Moments later, Carla is attacked by a lurking figure in the shadows. She screams. David, hearing her cry, bursts in—only to be wrongly accused of the assault. The household rushes in and discovers the real culprit: Carla's drunken chauffeur, who confesses to harboring a twisted desire for his mistress. Carla races to David's room to beg forgiveness—he is gone.

Months pass. Carla searches the world for her lost love. Hedda, however, has found him. She bankrolls a European art tour, hoping to claim him for herself. But when David boards the ship and finds Hedda in his stateroom, he bolts.

In the corridor, he runs into Carla and Eric, who have come to bid Hedda farewell. Without a word, David sweeps Carla into her car and drives off—having finally realized what—and who—he truly wants.

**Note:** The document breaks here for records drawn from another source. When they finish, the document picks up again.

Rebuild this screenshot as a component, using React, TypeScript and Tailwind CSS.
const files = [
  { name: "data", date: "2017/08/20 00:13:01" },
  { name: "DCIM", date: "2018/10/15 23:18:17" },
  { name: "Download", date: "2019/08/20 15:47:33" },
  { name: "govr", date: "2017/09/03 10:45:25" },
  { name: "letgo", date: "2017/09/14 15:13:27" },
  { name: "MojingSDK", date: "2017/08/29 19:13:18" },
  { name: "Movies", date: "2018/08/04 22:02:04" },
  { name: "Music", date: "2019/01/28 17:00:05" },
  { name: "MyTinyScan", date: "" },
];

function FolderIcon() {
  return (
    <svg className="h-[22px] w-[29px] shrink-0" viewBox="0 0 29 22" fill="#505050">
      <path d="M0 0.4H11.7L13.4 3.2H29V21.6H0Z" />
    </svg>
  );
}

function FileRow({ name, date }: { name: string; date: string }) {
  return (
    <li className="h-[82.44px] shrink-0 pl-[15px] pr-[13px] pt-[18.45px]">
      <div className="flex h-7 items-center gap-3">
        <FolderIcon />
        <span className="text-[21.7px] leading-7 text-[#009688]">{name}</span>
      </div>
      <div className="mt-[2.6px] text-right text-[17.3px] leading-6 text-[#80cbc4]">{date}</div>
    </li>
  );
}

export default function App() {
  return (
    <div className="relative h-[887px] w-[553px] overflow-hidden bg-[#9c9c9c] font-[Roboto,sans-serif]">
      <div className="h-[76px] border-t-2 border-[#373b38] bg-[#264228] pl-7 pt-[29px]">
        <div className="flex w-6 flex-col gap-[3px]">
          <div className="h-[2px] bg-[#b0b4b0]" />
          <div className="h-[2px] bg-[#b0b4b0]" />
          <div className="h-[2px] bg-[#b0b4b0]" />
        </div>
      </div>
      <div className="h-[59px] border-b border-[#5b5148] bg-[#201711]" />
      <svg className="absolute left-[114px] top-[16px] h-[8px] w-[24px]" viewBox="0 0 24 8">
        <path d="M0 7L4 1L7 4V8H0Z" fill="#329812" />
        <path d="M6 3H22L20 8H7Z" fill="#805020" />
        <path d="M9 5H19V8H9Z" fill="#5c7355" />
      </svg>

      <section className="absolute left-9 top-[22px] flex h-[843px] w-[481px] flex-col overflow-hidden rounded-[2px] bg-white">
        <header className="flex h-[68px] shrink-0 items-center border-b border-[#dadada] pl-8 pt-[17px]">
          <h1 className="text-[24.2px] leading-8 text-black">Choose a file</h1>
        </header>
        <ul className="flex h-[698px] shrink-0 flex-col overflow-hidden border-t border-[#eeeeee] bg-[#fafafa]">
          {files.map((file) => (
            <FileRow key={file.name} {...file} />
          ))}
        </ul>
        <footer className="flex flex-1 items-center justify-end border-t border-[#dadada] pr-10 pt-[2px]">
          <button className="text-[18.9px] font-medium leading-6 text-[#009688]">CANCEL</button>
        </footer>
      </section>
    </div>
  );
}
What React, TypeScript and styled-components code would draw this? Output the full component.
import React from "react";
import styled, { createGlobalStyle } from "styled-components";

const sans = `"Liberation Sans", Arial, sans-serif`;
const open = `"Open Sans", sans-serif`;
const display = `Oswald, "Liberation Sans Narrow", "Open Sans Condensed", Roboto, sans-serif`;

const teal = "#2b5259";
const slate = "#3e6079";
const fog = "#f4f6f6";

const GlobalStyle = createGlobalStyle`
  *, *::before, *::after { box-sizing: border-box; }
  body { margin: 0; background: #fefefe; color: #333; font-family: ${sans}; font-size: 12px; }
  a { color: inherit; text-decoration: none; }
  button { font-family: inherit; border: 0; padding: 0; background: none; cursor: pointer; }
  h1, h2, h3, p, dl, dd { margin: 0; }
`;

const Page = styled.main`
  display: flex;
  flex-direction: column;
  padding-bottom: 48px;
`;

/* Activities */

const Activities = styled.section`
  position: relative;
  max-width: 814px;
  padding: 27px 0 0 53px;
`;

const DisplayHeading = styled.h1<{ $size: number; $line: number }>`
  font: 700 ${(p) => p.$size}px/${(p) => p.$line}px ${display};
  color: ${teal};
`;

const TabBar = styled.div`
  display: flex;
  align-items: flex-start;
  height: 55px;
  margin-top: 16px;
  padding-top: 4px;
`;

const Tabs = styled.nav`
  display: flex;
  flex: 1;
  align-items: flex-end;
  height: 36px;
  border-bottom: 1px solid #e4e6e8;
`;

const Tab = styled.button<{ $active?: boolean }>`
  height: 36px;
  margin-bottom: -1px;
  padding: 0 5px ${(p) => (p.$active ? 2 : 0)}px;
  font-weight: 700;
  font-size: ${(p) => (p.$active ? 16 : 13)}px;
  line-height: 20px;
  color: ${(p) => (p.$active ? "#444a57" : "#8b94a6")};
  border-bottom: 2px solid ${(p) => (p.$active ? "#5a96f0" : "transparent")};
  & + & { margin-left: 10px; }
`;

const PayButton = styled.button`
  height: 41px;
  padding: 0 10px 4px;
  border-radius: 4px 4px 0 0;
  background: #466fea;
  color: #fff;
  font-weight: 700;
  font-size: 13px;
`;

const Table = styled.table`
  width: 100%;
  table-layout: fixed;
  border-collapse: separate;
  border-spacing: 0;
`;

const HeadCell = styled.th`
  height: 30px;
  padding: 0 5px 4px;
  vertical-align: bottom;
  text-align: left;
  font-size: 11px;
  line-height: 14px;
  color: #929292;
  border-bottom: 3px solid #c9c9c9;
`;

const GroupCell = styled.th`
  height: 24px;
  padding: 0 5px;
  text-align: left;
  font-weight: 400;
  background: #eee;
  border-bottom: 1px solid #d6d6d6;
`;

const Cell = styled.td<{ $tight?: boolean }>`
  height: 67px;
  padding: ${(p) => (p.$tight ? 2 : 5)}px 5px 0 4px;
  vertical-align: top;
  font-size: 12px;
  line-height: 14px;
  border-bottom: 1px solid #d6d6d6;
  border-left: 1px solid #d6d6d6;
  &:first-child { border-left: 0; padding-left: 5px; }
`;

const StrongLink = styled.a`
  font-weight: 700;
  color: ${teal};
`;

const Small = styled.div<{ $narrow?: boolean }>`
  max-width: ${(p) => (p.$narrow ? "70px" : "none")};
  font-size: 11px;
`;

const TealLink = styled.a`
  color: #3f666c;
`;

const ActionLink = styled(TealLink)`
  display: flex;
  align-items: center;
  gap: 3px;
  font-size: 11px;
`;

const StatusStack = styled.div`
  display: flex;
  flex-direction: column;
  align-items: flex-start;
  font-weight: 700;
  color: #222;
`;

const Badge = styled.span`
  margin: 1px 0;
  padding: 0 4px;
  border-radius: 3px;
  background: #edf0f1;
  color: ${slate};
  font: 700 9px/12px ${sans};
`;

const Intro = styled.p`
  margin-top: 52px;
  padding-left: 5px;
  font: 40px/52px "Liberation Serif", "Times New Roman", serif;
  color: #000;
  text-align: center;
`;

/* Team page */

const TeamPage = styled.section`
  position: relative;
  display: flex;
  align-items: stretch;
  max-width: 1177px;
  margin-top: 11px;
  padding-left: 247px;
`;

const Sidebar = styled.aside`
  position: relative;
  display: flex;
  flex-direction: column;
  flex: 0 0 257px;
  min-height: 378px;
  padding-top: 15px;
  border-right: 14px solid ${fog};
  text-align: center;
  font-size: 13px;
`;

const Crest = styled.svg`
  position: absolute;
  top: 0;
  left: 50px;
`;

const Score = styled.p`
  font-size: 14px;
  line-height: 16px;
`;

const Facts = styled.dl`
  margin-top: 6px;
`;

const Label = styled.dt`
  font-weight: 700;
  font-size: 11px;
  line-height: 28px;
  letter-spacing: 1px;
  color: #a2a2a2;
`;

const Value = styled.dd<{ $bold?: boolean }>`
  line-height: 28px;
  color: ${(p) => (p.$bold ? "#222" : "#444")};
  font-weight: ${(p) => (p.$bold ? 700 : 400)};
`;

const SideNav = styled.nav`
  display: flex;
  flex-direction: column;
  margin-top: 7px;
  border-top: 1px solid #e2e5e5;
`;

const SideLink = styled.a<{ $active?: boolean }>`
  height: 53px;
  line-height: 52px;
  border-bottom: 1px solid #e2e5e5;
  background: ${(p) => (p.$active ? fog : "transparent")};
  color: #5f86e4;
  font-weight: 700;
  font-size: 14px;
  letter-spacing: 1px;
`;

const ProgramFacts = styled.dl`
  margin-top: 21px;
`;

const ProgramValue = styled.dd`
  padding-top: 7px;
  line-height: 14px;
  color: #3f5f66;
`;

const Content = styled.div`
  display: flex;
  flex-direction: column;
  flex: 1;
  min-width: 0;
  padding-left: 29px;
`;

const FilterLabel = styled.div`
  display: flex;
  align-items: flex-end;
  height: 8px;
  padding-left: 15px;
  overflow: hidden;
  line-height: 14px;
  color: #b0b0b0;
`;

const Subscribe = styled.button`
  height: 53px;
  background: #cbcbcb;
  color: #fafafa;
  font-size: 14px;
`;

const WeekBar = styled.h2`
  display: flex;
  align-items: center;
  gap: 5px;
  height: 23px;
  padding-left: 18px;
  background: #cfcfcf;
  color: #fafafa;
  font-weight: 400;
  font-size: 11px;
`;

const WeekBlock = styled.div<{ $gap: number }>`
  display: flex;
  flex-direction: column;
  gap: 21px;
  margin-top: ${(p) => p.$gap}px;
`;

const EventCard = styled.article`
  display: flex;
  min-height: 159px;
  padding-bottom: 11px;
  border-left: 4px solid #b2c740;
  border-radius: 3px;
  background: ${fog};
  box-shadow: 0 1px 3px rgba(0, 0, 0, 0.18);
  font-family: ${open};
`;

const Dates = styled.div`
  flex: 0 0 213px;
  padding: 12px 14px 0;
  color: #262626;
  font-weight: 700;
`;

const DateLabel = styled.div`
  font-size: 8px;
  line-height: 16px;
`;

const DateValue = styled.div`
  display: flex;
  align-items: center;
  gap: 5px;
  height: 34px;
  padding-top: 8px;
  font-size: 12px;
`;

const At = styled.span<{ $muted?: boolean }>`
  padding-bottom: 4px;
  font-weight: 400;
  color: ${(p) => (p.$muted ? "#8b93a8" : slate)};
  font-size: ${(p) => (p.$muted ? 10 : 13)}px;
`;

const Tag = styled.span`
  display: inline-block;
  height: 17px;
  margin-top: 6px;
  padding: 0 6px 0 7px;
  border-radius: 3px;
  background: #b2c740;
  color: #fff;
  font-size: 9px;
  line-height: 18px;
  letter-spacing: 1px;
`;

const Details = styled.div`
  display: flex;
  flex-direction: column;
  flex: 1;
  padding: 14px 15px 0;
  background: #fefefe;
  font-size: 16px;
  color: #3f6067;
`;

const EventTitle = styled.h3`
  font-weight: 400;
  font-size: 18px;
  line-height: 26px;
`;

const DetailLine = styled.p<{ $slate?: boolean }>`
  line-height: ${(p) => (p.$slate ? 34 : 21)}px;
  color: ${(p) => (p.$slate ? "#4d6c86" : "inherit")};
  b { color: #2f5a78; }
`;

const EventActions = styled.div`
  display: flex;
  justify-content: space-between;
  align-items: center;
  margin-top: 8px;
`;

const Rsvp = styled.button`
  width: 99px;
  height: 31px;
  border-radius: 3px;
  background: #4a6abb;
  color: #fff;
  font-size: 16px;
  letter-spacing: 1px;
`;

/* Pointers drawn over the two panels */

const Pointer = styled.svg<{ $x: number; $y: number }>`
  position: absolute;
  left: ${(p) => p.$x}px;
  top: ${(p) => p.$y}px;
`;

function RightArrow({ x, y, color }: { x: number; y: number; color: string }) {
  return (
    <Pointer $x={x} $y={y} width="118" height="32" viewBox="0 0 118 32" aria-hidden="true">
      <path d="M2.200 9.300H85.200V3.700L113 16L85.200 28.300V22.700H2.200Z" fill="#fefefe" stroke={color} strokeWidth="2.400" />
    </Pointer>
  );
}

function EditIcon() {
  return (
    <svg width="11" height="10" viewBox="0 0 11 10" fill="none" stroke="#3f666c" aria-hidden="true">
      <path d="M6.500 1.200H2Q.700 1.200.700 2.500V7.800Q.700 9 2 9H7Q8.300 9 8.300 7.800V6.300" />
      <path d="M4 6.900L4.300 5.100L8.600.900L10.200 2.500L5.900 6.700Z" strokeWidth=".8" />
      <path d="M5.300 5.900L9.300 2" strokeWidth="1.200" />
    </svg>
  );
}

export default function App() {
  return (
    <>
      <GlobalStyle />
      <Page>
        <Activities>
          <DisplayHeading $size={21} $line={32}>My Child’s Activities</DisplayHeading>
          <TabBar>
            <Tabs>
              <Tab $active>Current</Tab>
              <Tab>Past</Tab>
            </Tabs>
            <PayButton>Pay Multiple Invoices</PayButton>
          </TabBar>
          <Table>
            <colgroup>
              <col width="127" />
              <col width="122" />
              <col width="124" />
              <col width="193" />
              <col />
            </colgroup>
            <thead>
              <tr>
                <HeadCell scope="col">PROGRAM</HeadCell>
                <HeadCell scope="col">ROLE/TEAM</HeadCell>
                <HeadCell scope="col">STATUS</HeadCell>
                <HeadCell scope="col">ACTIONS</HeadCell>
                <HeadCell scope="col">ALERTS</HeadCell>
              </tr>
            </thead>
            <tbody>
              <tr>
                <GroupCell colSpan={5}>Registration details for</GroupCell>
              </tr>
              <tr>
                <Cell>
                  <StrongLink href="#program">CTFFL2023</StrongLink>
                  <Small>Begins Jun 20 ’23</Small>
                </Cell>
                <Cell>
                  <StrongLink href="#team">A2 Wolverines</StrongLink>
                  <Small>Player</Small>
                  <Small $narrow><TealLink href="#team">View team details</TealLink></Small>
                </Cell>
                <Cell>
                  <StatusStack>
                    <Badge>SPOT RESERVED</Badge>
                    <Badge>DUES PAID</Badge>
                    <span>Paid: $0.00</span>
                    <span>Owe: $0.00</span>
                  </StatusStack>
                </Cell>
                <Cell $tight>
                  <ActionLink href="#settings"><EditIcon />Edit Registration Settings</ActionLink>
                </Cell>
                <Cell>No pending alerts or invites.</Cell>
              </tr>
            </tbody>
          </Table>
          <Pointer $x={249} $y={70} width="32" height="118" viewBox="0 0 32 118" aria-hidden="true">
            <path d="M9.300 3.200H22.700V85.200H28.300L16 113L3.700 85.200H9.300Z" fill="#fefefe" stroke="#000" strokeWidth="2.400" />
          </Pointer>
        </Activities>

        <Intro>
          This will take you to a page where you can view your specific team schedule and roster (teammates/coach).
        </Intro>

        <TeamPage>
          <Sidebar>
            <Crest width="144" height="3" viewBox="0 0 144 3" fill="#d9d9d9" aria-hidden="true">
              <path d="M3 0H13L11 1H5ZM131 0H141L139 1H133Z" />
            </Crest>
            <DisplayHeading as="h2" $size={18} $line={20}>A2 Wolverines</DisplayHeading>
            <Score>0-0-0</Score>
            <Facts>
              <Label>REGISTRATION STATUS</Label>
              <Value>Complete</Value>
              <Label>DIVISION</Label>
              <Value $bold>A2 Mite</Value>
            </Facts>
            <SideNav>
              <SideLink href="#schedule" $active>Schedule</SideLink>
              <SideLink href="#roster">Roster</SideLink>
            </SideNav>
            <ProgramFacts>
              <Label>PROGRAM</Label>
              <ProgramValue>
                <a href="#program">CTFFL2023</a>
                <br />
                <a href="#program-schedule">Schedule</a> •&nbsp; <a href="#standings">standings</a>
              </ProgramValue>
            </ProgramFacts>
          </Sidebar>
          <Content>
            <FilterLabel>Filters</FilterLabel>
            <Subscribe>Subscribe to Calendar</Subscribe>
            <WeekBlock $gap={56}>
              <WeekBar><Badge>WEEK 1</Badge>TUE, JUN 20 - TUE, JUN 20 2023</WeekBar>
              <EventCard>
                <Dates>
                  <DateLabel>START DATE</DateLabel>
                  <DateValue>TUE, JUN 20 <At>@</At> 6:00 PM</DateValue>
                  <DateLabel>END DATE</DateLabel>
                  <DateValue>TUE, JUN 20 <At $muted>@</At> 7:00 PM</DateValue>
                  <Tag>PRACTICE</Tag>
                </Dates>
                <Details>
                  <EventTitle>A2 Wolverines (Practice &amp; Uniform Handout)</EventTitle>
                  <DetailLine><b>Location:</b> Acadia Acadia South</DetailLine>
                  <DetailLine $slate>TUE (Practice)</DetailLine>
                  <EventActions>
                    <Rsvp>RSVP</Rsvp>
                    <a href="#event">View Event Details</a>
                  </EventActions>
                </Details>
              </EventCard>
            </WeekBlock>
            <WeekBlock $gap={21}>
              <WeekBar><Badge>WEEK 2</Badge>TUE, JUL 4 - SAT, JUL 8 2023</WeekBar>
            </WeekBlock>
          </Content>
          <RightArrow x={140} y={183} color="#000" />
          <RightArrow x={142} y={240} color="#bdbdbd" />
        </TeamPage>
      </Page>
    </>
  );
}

Back on the ship, Hedda, in full glamor, emerges from her stateroom—only to find her ex-husband as the sole audience for her elaborate toilette.

==Cast==
- May McAvoy as Carla
- Ralph Graves as David
- Hedda Hopper as Hedda Frane
- Robert Ober as Eric Frane
- William Demarest as James, the chauffeur
- Anders Randolf as David's father
- Edwards Davis as Judge

==Censorship==
When A Reno Divorce was released, many states and cities in the United States had censor boards that could require cuts or other eliminations before the film could be shown. The Kansas censor board ordered a cut of an intertitle card with the caption, "All my life I've wanted a baby."